Lo que pasa es que el agua busca
siempre avanzar y abrirse camino en la búsqueda de su padre el mar. Poco a
poco, las lluvias que caen en estas áreas áridas van erosionando la montaña,
abriendo surcos característicos, hasta que el agua alcanza algún río y consigue una
salida. A pesar de su aspecto reseco, la zona de los barrancos de Gebas ha
conseguido llevar sus aguas al río más cercano, el Guadalentín, y, a través de él, al
Segura, después de siglos y siglos de trabajo. El aporte de estos barrancos
hizo que el Guadalentín fuera siempre un río de agua muy terrosa, circunstancia
que está precisamente en el origen del nombre que le pusieron los árabes: Oued al Lentin, río de fango.
En las fotos vemos el
contraste entre las laderas de sombra y las de sol. Las condiciones de
temperatura y humedad que sufren estos barrancos son tan extremas que una
simple variación de su inclinación determina que pueda haber o no vida vegetal
en ellas. En la zona de sombra crecen unos matorrales redondeados y espesos,
llenos de espinas fuertes y punzantes, característicos de las sierras de
Murcia. Quien se caiga sobre uno de ellos,
tiene garantizadas varias horas de sacarse estas espinas una a una. Esta
especie se llama con mucha propiedad cojín
de monja. Aquí ven la imagen
De regreso en Madrid, a punto de
empezar a empaquetar mis enseres para la mudanza que por fin llega, me entero
de la noticia de que a la Unión Europea se le ha ocurrido la brillante idea de rescatar
a Chipre gravando los depósitos de sus pequeños ahorradores con un porcentaje
en torno al diez por ciento, que deberán dar por perdido para que el Banco
Central les suelte el dinero del rescate. Como cualquiera con dos dedos de
frente podría imaginarse, el resultado de semejante decisión es que los
mercados se desploman, la economía se tambalea, sube la prima de riesgo,
etcétera.
Y digo yo: ¿tan urgente era rescatar
ahora mismo a un país enano, que ocupa la mitad de una isla en el extremo del
Mediterráneo (la otra mitad es turca), en el que vive un millón de personas,
niños incluidos? ¿A cambio de hacer peligrar un pilar de la confianza global en
el sistema como es la seguridad de que los depósitos bancarios son sagrados? Empiezo
a vislumbrar un matiz sorprendente de mi teoría de que no somos peores que los
alemanes y los demás: la señora Merkel y sus corifeos se empeñan en demostrarnos
cada día que son tan tontos como Zapatero, Rajoy y los demás.

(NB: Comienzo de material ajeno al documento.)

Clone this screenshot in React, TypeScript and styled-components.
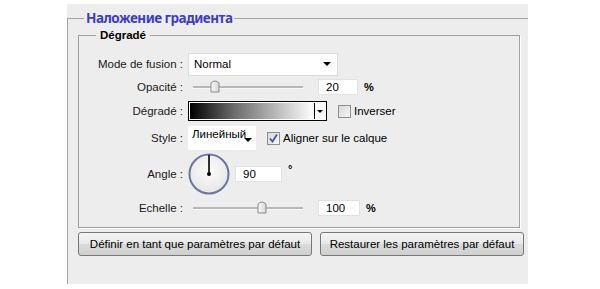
import React from 'react';
import styled, { createGlobalStyle } from 'styled-components';

const GlobalStyle = createGlobalStyle`
  html, body {
    margin: 0;
    padding: 0;
    background: #ffffff;
  }
  body {
    font-family: "Liberation Sans", Arial, sans-serif;
    font-size: 11px;
    color: #000;
  }
`;

const Page = styled.div`
  width: 600px;
  height: 289px;
  padding: 4px 0 0 67px;
  box-sizing: border-box;
`;

const Panel = styled.div`
  width: 461px;
  height: 280px;
  background: #ededed;
  display: flex;
  flex-direction: column;
`;

const OuterSet = styled.fieldset`
  margin: 5px 0 0 0;
  padding: 0 0 0 10px;
  border: none;
  border-top: 1px solid #a3a3a3;
  border-left: 1px solid #a3a3a3;
  flex: 1;
  min-width: 0;
`;

const OuterLegend = styled.legend`
  margin-left: 6px;
  padding: 0 2px 0 2px;
  font-family: "Noto Sans", "DejaVu Sans", sans-serif;
  font-weight: bold;
  font-size: 13.5px;
  letter-spacing: -0.5px;
  line-height: 18px;
  color: #3d3dc8;
`;

const InnerSet = styled.fieldset`
  margin: 1px 0 0 0;
  padding: 10px 0 7px 0;
  width: 442px;
  box-sizing: border-box;
  border: 1px solid #a0a0a0;
  box-shadow: 1px 1px 0 #ffffff;
  min-width: 0;
`;

const InnerLegend = styled.legend`
  margin-left: 17px;
  padding: 0 4px;
  font-weight: bold;
  font-size: 11.5px;
  line-height: 14px;
`;

const Rows = styled.div`
  display: grid;
  grid-template-columns: 104px 1fr;
  column-gap: 5px;
`;

const Label = styled.div<{ $h: number }>`
  height: ${p => p.$h}px;
  display: flex;
  align-items: center;
  justify-content: flex-end;
  font-size: 11.5px;
  color: #1a1a1a;
  white-space: nowrap;
`;

const Cell = styled.div<{ $h: number }>`
  height: ${p => p.$h}px;
  display: flex;
  align-items: center;
  gap: 5px;
`;

const Select = styled.div<{ $w: number; $h: number }>`
  width: ${p => p.$w}px;
  height: ${p => p.$h}px;
  background: #ffffff;
  border: 1px solid #dadada;
  box-sizing: border-box;
  display: flex;
  align-items: center;
  justify-content: space-between;
  padding: 0 6px 0 5px;
  font-size: 11.5px;
`;

const Arrow = styled.span`
  width: 0;
  height: 0;
  border-left: 4px solid transparent;
  border-right: 4px solid transparent;
  border-top: 4px solid #000;
`;

const StyleSelect = styled.div`
  width: 68px;
  height: 24px;
  background: #fff;
  box-sizing: border-box;
  position: relative;
  padding: 2px 0 0 4px;
  font-size: 11.5px;
  align-self: center;
`;

const StyleArrow = styled(Arrow)`
  position: absolute;
  right: 4px;
  top: 12px;
`;

const SliderTrack = styled.div`
  width: 110px;
  height: 2px;
  margin-left: 5px;
  margin-right: 10px;
  background: #b8b8b8;
  border-bottom: 1px solid #f8f8f8;
  position: relative;
`;

const Thumb = styled.svg`
  position: absolute;
  top: -7px;
  margin-left: -5px;
`;

const Input = styled.div<{ $w: number }>`
  width: ${p => p.$w}px;
  height: 16px;
  background: #fff;
  border: 1px solid #e2e2e2;
  box-sizing: border-box;
  padding-left: 7px;
  display: flex;
  align-items: center;
  font-size: 11.5px;
`;

const Unit = styled.span<{ $up?: boolean }>`
  font-weight: bold;
  font-size: 11px;
  margin-left: 1px;
  align-self: ${p => (p.$up ? 'flex-start' : 'center')};
  margin-top: ${p => (p.$up ? '11px' : '0')};
`;

const GradientBox = styled.div`
  width: 139px;
  height: 20px;
  border: 1px solid #000;
  box-sizing: border-box;
  display: flex;
  padding: 1px;
  background: #fff;
`;

const GradientFill = styled.div`
  flex: 1;
  background: linear-gradient(to right, #000 0%, #6a6a6a 35%, #fff 100%);
`;

const GradientDrop = styled.div`
  width: 10px;
  border-left: 1px solid #000;
  display: flex;
  align-items: center;
  justify-content: center;
  background: #fff;
`;

const SmallArrow = styled.span`
  width: 0;
  height: 0;
  border-left: 3px solid transparent;
  border-right: 3px solid transparent;
  border-top: 3px solid #000;
`;

const Check = styled.div`
  width: 13px;
  height: 13px;
  box-sizing: border-box;
  border: 1px solid #8f8f8f;
  background: linear-gradient(135deg, #d8d8d8, #f6f6f6);
  margin-left: 6px;
  display: flex;
  align-items: center;
  justify-content: center;
`;

const CheckText = styled.span`
  font-size: 11.5px;
  margin-left: -2px;
`;

const Dial = styled.svg`
  display: block;
`;

const ButtonRow = styled.div`
  display: flex;
  gap: 8px;
  margin-top: 4px;
`;

const Button = styled.button<{ $w: number }>`
  width: ${p => p.$w}px;
  height: 24px;
  border: 1px solid #777;
  border-radius: 3px;
  background: linear-gradient(to bottom, #f4f4f4 0%, #e8e8e8 50%, #dadada 51%, #d0d0d0 100%);
  font-family: "Liberation Sans", Arial, sans-serif;
  font-size: 11.5px;
  color: #000;
  padding: 0;
`;

const SliderThumb = ({ pos }: { pos: number }) => (
  <Thumb width="10" height="14" viewBox="0 0 10 14" style={{ left: `${pos * 100}%` }}>
    <defs>
      <linearGradient id="tg" x1="0" x2="1">
        <stop offset="0" stopColor="#fafafa" />
        <stop offset="1" stopColor="#d6d6d6" />
      </linearGradient>
    </defs>
    <path d="M1 13 L1 4 Q5 0 9 4 L9 13 Z" fill="url(#tg)" stroke="#8a8a8a" strokeWidth="1" />
  </Thumb>
);

export default function App() {
  return (
    <>
      <GlobalStyle />
      <Page>
        <Panel>
          <OuterSet>
            <OuterLegend>Наложение градиента</OuterLegend>
            <InnerSet>
              <InnerLegend>Dégradé</InnerLegend>
              <Rows>
                <Label $h={24}>Mode de fusion :</Label>
                <Cell $h={24}>
                  <Select $w={150} $h={23}>
                    Normal
                    <Arrow />
                  </Select>
                </Cell>

                <Label $h={22}>Opacité :</Label>
                <Cell $h={22}>
                  <SliderTrack>
                    <SliderThumb pos={0.2} />
                  </SliderTrack>
                  <Input $w={40}>20</Input>
                  <Unit>%</Unit>
                </Cell>

                <Label $h={26}>Dégradé :</Label>
                <Cell $h={26}>
                  <GradientBox>
                    <GradientFill />
                    <GradientDrop>
                      <SmallArrow />
                    </GradientDrop>
                  </GradientBox>
                  <Check />
                  <CheckText>Inverser</CheckText>
                </Cell>

                <Label $h={28}>Style :</Label>
                <Cell $h={28}>
                  <StyleSelect>
                    Линейный
                    <StyleArrow />
                  </StyleSelect>
                  <Check>
                    <svg width="11" height="11" viewBox="0 0 11 11">
                      <path d="M2 5.5 L4.5 8.5 L9 1.5" fill="none" stroke="#3a55a8" strokeWidth="1.8" />
                    </svg>
                  </Check>
                  <CheckText>Aligner sur le calque</CheckText>
                </Cell>

                <Label $h={44}>Angle :</Label>
                <Cell $h={44}>
                  <Dial width="42" height="42" viewBox="0 0 42 42">
                    <defs>
                      <radialGradient id="dg" cx="0.5" cy="0.4" r="0.6">
                        <stop offset="0" stopColor="#fbfbfb" />
                        <stop offset="1" stopColor="#e6e6e6" />
                      </radialGradient>
                    </defs>
                    <circle cx="21" cy="21" r="19.5" fill="url(#dg)" stroke="#6c75a0" strokeWidth="2" />
                    <line x1="21" y1="2" x2="21" y2="21" stroke="#000" strokeWidth="1.6" />
                    <circle cx="21" cy="21" r="2" fill="#000" />
                  </Dial>
                  <Input $w={47}>90</Input>
                  <Unit $up>°</Unit>
                </Cell>

                <Label $h={24}>Echelle :</Label>
                <Cell $h={24}>
                  <SliderTrack>
                    <SliderThumb pos={0.63} />
                  </SliderTrack>
                  <Input $w={42}>100</Input>
                  <Unit>%</Unit>
                </Cell>
              </Rows>
            </InnerSet>
            <ButtonRow>
              <Button $w={234}>Définir en tant que paramètres par défaut</Button>
              <Button $w={204}>Restaurer les paramètres par défaut</Button>
            </ButtonRow>
          </OuterSet>
        </Panel>
      </Page>
    </>
  );
}
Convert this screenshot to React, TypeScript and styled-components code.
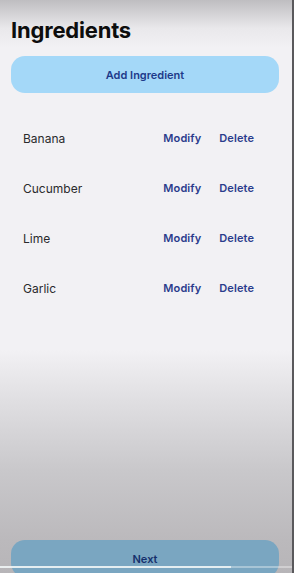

Y, encima, para tranquilizarnos,
nuestro gobierno saca al amigo Cañete, el de los viñedos de Jerez, a que diga
que aquí no va a pasar lo mismo. Ya lo han oído: el tipo ha salido, ha dicho
que el asunto “no es absolutamente contagiable” (sic) y todo el mundo ha echado
a correr al Banco a sacar su dinero para guardarlo en un calcetín, que es mucho
más seguro. Rajoy no puede perder ni un minuto en hablar al pueblo que lo
eligió por mayoría absoluta porque, como siempre, anda con prisa. Debe llegar
con puntualidad a la coronación del Papa. Le imagino refunfuñando entre
dientes: “y mañana, el coñazo de la coronación”.
¡En manos de qué gente estamos!
Políticos de comportamiento totalmente endorreico. Dando vueltas y vueltas para
llegar a ninguna parte, como burros en la noria, sin conseguir una vía al mar
del liderazgo político. Y el pobre presidente de Chipre (Anastasiades, se
llama) haciendo el papelón de dirigirse al país para proclamar que no hay otra
salida. Como les decía en mi post #45, para políticos, los de antes: si Europa
le hubiera propuesto algo tan indigno al Arzobispo Makarios, no duden de que el
tipo habría respondido excomulgándolos a todos, si no agarrando su báculo y emprendiéndola
a garrotazos con semejante panda de descerebrados. Ya saben que los ortodoxos
no son muy partidarios de poner la otra mejilla.